Dijelaskan, melihat polemik itu pihaknya sudah mengirimkan surat kepada BPJS Kesehatan dengan tembusan ke Presiden dan kementerian terkait. Pihaknya juga akan memberikan rekomendasi secara komprehensif kepada Presiden untuk memperbaiki kebijakan dan tata kelola pelaksanaan JKN. Karena ada lebih dari 20 juta peserta BPJS Kesehatan yang menunggak pembayaran. Pihaknya terus mencari solusi untuk mengatasi permasalahan ini.
“Pelayanan itu harus harus ada di Peraturan Presiden (Perpres) karena di dalamnya ada tata kelola keuangan, peningkatan iuran dan sebagainya.

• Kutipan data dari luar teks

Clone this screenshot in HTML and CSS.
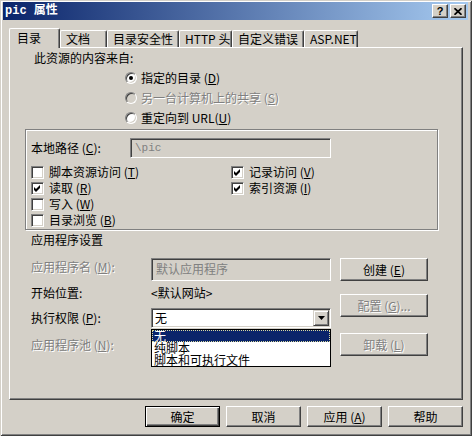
FILE: index.html
```html
<!DOCTYPE html>
<html lang="zh-CN">
  <head>
    <meta charset="UTF-8" />
    <title>pic 属性</title>
    <link rel="stylesheet" href="styles.css">
  </head>
  <body>
    <div class="window">
      <div class="titlebar">
        <span class="title">pic 属性</span>
        <div class="cap-buttons">
          <button class="cap-btn help">?</button>
          <button class="cap-btn">
            <svg width="8" height="7" viewBox="0 0 8 7">
              <path d="M0.5 0.2 L7.5 6.8 M7.5 0.2 L0.5 6.8" stroke="#000" stroke-width="1.7" />
            </svg>
          </button>
        </div>
      </div>

      <div class="tabs">
        <div class="tab active w51">目录</div>
        <div class="tab w47">文档</div>
        <div class="tab w72">目录安全性</div>
        <div class="tab w53">HTTP 头</div>
        <div class="tab w72">自定义错误</div>
        <div class="tab w54">ASP.NET</div>
      </div>

      <div class="panel">
        <div class="source-label">此资源的内容来自:</div>
        <div class="radios">
          <div class="radio-row"><span class="radio checked"></span><span>指定的目录 (<u>D</u>)</span></div>
          <div class="radio-row"><span class="radio off"></span><span class="disabled">另一台计算机上的共享 (<u>S</u>)</span></div>
          <div class="radio-row"><span class="radio"></span><span>重定向到 URL(<u>U</u>)</span></div>
        </div>

        <div class="group">
          <div class="path-row">
            <span class="path-label">本地路径 (<u>C</u>):</span>
            <div class="textbox readonly mono">\pic</div>
          </div>
          <div class="checks">
            <div class="check-col">
              <div class="check-row"><span class="checkbox"></span><span>脚本资源访问 (<u>T</u>)</span></div>
              <div class="check-row"><span class="checkbox"><svg width="11" height="11" viewBox="0 0 11 11"><path d="M2 4 L4 6 L8 2 L8 5 L4 9 L2 7 Z" fill="#000" /></svg></span><span>读取 (<u>R</u>)</span></div>
              <div class="check-row"><span class="checkbox"></span><span>写入 (<u>W</u>)</span></div>
              <div class="check-row"><span class="checkbox"></span><span>目录浏览 (<u>B</u>)</span></div>
            </div>
            <div class="check-col">
              <div class="check-row"><span class="checkbox"><svg width="11" height="11" viewBox="0 0 11 11"><path d="M2 4 L4 6 L8 2 L8 5 L4 9 L2 7 Z" fill="#000" /></svg></span><span>记录访问 (<u>V</u>)</span></div>
              <div class="check-row"><span class="checkbox"><svg width="11" height="11" viewBox="0 0 11 11"><path d="M2 4 L4 6 L8 2 L8 5 L4 9 L2 7 Z" fill="#000" /></svg></span><span>索引资源 (<u>I</u>)</span></div>
            </div>
          </div>
        </div>

        <div class="app-title">应用程序设置</div>
        <div class="app">
          <div class="app-fields">
            <div class="field-row top">
              <span class="field-label disabled">应用程序名 (<u>M</u>):</span>
              <div class="textbox readonly tall">默认应用程序</div>
            </div>
            <div class="field-row r2">
              <span class="field-label">开始位置:</span>
              <span>&lt;默认网站&gt;</span>
            </div>
            <div class="field-row r3">
              <span class="field-label">执行权限 (<u>P</u>):</span>
              <div class="combo">
                <span class="combo-text">无</span>
                <span class="combo-arrow">
                  <svg width="7" height="4" viewBox="0 0 7 4"><polygon points="0,0 7,0 3.5,4" fill="#000" /></svg>
                </span>
                <div class="dropdown">
                  <div class="item selected">无</div>
                  <div class="item">纯脚本</div>
                  <div class="item">脚本和可执行文件</div>
                </div>
              </div>
            </div>
            <div class="field-row r4">
              <span class="field-label disabled">应用程序池 (<u>N</u>):</span>
            </div>
          </div>
          <div class="app-buttons">
            <button class="btn side">创建 (<u>E</u>)</button>
            <button class="btn side b2 disabled">配置 (<u>G</u>)...</button>
            <button class="btn side b3 disabled">卸载 (<u>L</u>)</button>
          </div>
        </div>
      </div>

      <div class="dialog-buttons">
        <button class="btn default">确定</button>
        <button class="btn">取消</button>
        <button class="btn">应用 (<u>A</u>)</button>
        <button class="btn">帮助</button>
      </div>
    </div>
  </body>
</html>
```

FILE: styles.css
```css
* {
  margin: 0;
  padding: 0;
  box-sizing: border-box;
}
body {
  font-family: "Noto Sans CJK SC", "Noto Sans", sans-serif;
  font-size: 12px;
  line-height: 14px;
  color: #000;
  background-color: #d4d0c8;
}
u {
  text-underline-offset: 1px;
}

.window {
  width: 472px;
  height: 436px;
  padding: 2px 4px 0 3px;
  background-color: #d4d0c8;
  box-shadow: inset 1px 1px #d4d0c8, inset -1px -1px #404040,
    inset 2px 2px #fff, inset -2px -2px #808080;
}

/* title bar */
.titlebar {
  height: 18px;
  display: flex;
  align-items: center;
  justify-content: space-between;
  padding: 0 2px;
  background: linear-gradient(to right, #0a246a, #a6caf0);
  color: #fff;
}
.title {
  font-family: "Liberation Mono", "Noto Sans CJK SC", monospace;
  font-weight: bold;
  font-size: 12px;
}
.cap-buttons {
  display: flex;
  gap: 2px;
}
.cap-btn {
  width: 16px;
  height: 14px;
  display: flex;
  align-items: center;
  justify-content: center;
  background-color: #d4d0c8;
  border: 1px solid;
  border-color: #fff #404040 #404040 #fff;
  box-shadow: inset -1px -1px #808080;
}
.cap-btn.help {
  font-family: "Liberation Sans", sans-serif;
  font-weight: bold;
  font-size: 11px;
  line-height: 10px;
  color: #000;
}

/* tabs */
.tabs {
  display: flex;
  align-items: flex-end;
  height: 19px;
  margin: 8px 0 0 6px;
  position: relative;
  z-index: 1;
}
.tab {
  height: 17px;
  padding: 1px 0 0 5px;
  border: 1px solid #fff;
  border-bottom: none;
  border-right-color: #404040;
  border-radius: 2px 2px 0 0;
  box-shadow: inset -1px 0 #808080;
  white-space: nowrap;
  background-color: #d4d0c8;
}
.tab.active {
  height: 20px;
  margin-bottom: -1px;
  padding: 2px 0 0 7px;
}
.w47 { width: 47px; }
.w51 { width: 51px; }
.w53 { width: 53px; }
.w54 { width: 54px; }
.w72 { width: 72px; }

/* panel */
.panel {
  width: 454px;
  height: 353px;
  margin-left: 6px;
  border: 1px solid #fff;
  border-right-color: #404040;
  border-bottom-color: #404040;
  box-shadow: inset -1px -1px #808080;
}
.source-label {
  margin: 3px 0 0 24px;
}
.radios {
  margin: 3px 0 0 115px;
}
.radio-row {
  height: 20px;
  display: flex;
  align-items: center;
  gap: 4px;
}
.radio {
  width: 12px;
  height: 12px;
  border-radius: 50%;
  background-color: #fff;
  border: 1px solid;
  border-color: #808080 #fff #fff #808080;
  box-shadow: inset 1px 1px #404040, inset -1px -1px #d4d0c8;
  position: relative;
}
.radio.off {
  background-color: #d4d0c8;
}
.radio.checked::after {
  content: "";
  position: absolute;
  left: 3px;
  top: 3px;
  width: 4px;
  height: 4px;
  border-radius: 50%;
  background-color: #000;
}
.disabled {
  color: #808080;
  text-shadow: 1px 1px #fff;
}

/* group box */
.group {
  width: 413px;
  height: 101px;
  margin: 1px 0 0 15px;
  padding: 8px 0 0 5px;
  border: 1px solid #808080;
  box-shadow: inset 1px 1px #fff, 1px 1px #fff;
}
.path-row {
  display: flex;
  align-items: center;
  height: 20px;
}
.path-label {
  width: 99px;
}
.textbox {
  width: 201px;
  height: 20px;
  padding: 2px 0 0 4px;
  background-color: #fff;
  border: 1px solid;
  border-color: #808080 #fff #fff #808080;
  box-shadow: inset 1px 1px #404040, inset -1px -1px #d4d0c8;
}
.textbox.readonly {
  background-color: #d4d0c8;
  color: #808080;
}
.textbox.tall {
  width: 180px;
  height: 23px;
  padding-top: 3px;
}
.mono {
  font-family: "Liberation Mono", monospace;
  font-size: 11px;
}
.checks {
  display: flex;
  margin-top: 6px;
}
.check-col {
  width: 200px;
}
.check-row {
  height: 16px;
  display: flex;
  align-items: center;
  gap: 5px;
}
.checkbox {
  width: 13px;
  height: 13px;
  display: flex;
  background-color: #fff;
  border: 1px solid;
  border-color: #808080 #fff #fff #808080;
  box-shadow: inset 1px 1px #404040, inset -1px -1px #d4d0c8;
}

/* application settings */
.app-title {
  margin: 3px 0 0 21px;
}
.app {
  display: flex;
  margin: 11px 0 0 21px;
}
.app-fields {
  width: 300px;
}
.field-row {
  display: flex;
  align-items: center;
  height: 20px;
}
.field-row.top {
  align-items: flex-start;
  height: 23px;
}
.field-row.top .field-label {
  padding-top: 2px;
}
.field-row.r2 { margin-top: 2px; }
.field-row.r3 { margin-top: 5px; }
.field-row.r4 { margin-top: 7px; }
.field-label {
  width: 120px;
}
.combo {
  position: relative;
  width: 180px;
  height: 20px;
  display: flex;
  align-items: center;
  justify-content: space-between;
  padding-left: 3px;
  background-color: #fff;
  border: 1px solid;
  border-color: #808080 #fff #fff #808080;
  box-shadow: inset 1px 1px #404040, inset -1px -1px #d4d0c8;
}
.combo-arrow {
  width: 16px;
  height: 16px;
  margin-right: 1px;
  display: flex;
  align-items: center;
  justify-content: center;
  background-color: #d4d0c8;
  border: 1px solid;
  border-color: #d4d0c8 #404040 #404040 #d4d0c8;
  box-shadow: inset 1px 1px #fff, inset -1px -1px #808080;
}
.dropdown {
  position: absolute;
  left: -1px;
  top: calc(100% + 2px);
  width: 180px;
  background-color: #fff;
  border: 1px solid #000;
  z-index: 2;
}
.item {
  height: 12px;
  line-height: 12px;
  padding-left: 2px;
  white-space: nowrap;
}
.item.selected {
  background-color: #0a246a;
  color: #fff;
  outline: 1px dotted #d8d8a0;
  outline-offset: -1px;
}
.app-buttons {
  display: flex;
  flex-direction: column;
  margin-left: 9px;
}

/* buttons */
.btn {
  width: 75px;
  height: 21px;
  font: inherit;
  color: #000;
  background-color: #d4d0c8;
  border: 1px solid;
  border-color: #fff #404040 #404040 #fff;
  box-shadow: inset -1px -1px #808080;
}
.btn.side {
  width: 88px;
  height: 23px;
}
.btn.b2 { margin-top: 13px; }
.btn.b3 { margin-top: 16px; }
.btn.disabled {
  color: #808080;
  text-shadow: 1px 1px #fff;
}
.btn.default {
  border-color: #000;
  box-shadow: inset 1px 1px #fff, inset -1px -1px #404040, inset -2px -2px #808080;
}
.dialog-buttons {
  width: 454px;
  display: flex;
  justify-content: flex-end;
  gap: 6px;
  margin: 6px 0 0 6px;
}
```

Aturan-aturan ini dilakukan oleh pemerintah, bukan oleh badan pengelola. Jadi, BPJS Kesehatan telah melangkahi Presiden. Karena selain subsidi pemerintah, kami juga mencoba opsi lain yakni mengurangi layanan,” paparnya.
Dia tidak memungkiri bahwa salah satu penyebab BPJS Kesehatan mengeluarkan kebijakan itu untuk menutupi kebocoran pembiayaan. Sebenarnya ada tiga cara yang dapat ditempuh dalam menutup defisit. Pertama meningkatkan iuran, kedua mengurangi pelayanan, dan suntikan dana dari pemerintah.
“Pelayanan kesehatan wajib memperhatikan mutu dan keselamatan pasien. Apalagi, pelaksanaan program JKN terus mendapat dukungan dari pihak terkait. Salah satu bentuk dukungan tersebut melalui kesediaan untuk dilaksanakannya audit dalam rangka mencegah kecurangan. Sementara terkait masalah defisit memang belum terpecahkan,” imbuhnya.